▶ [Directions]: Reproduce each line of the material exactly, minus any picture.
++++++++
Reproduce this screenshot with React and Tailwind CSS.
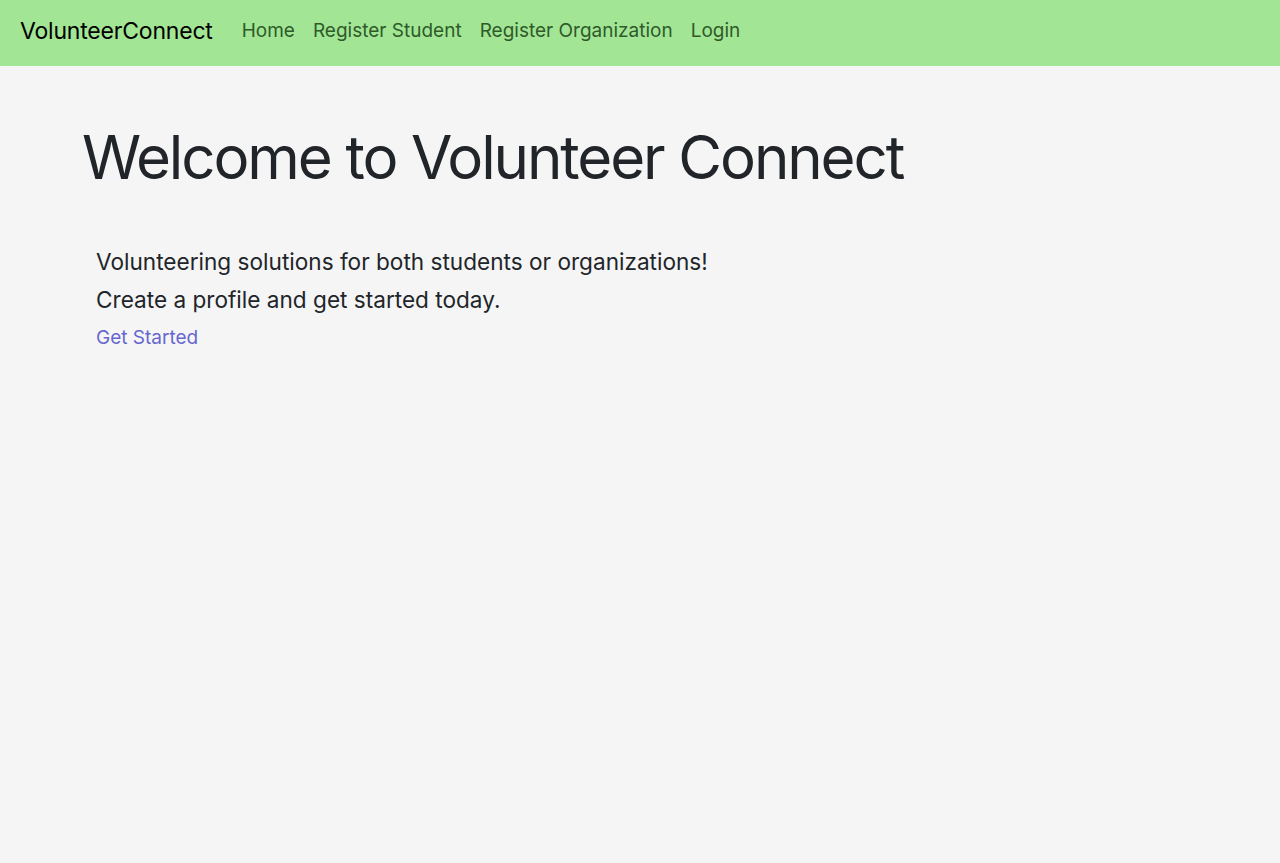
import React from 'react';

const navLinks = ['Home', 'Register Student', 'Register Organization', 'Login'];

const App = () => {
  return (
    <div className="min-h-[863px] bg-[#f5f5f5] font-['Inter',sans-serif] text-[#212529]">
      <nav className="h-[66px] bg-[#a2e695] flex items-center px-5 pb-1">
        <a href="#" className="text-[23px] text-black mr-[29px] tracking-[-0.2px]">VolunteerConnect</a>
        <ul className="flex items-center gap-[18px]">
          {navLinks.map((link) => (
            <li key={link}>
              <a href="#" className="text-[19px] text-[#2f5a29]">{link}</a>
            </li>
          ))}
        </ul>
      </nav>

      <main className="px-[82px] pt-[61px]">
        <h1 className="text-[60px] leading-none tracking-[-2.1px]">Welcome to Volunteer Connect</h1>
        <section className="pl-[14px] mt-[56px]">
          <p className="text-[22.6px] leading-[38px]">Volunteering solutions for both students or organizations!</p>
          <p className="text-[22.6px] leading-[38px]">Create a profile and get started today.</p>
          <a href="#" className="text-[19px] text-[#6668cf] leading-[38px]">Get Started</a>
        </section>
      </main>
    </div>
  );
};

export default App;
++++++++
▶ [Response for this exercise]:
Reproduce this screenshot with React and Tailwind CSS.
import React from 'react';

const navLinks = ['Home', 'Register Student', 'Register Organization', 'Login'];

const App = () => {
  return (
    <div className="min-h-[863px] bg-[#f5f5f5] font-['Inter',sans-serif] text-[#212529]">
      <nav className="h-[66px] bg-[#a2e695] flex items-center px-5 pb-1">
        <a href="#" className="text-[23px] text-black mr-[29px] tracking-[-0.2px]">VolunteerConnect</a>
        <ul className="flex items-center gap-[18px]">
          {navLinks.map((link) => (
            <li key={link}>
              <a href="#" className="text-[19px] text-[#2f5a29]">{link}</a>
            </li>
          ))}
        </ul>
      </nav>

      <main className="px-[82px] pt-[61px]">
        <h1 className="text-[60px] leading-none tracking-[-2.1px]">Welcome to Volunteer Connect</h1>
        <section className="pl-[14px] mt-[56px]">
          <p className="text-[22.6px] leading-[38px]">Volunteering solutions for both students or organizations!</p>
          <p className="text-[22.6px] leading-[38px]">Create a profile and get started today.</p>
          <a href="#" className="text-[19px] text-[#6668cf] leading-[38px]">Get Started</a>
        </section>
      </main>
    </div>
  );
};

export default App;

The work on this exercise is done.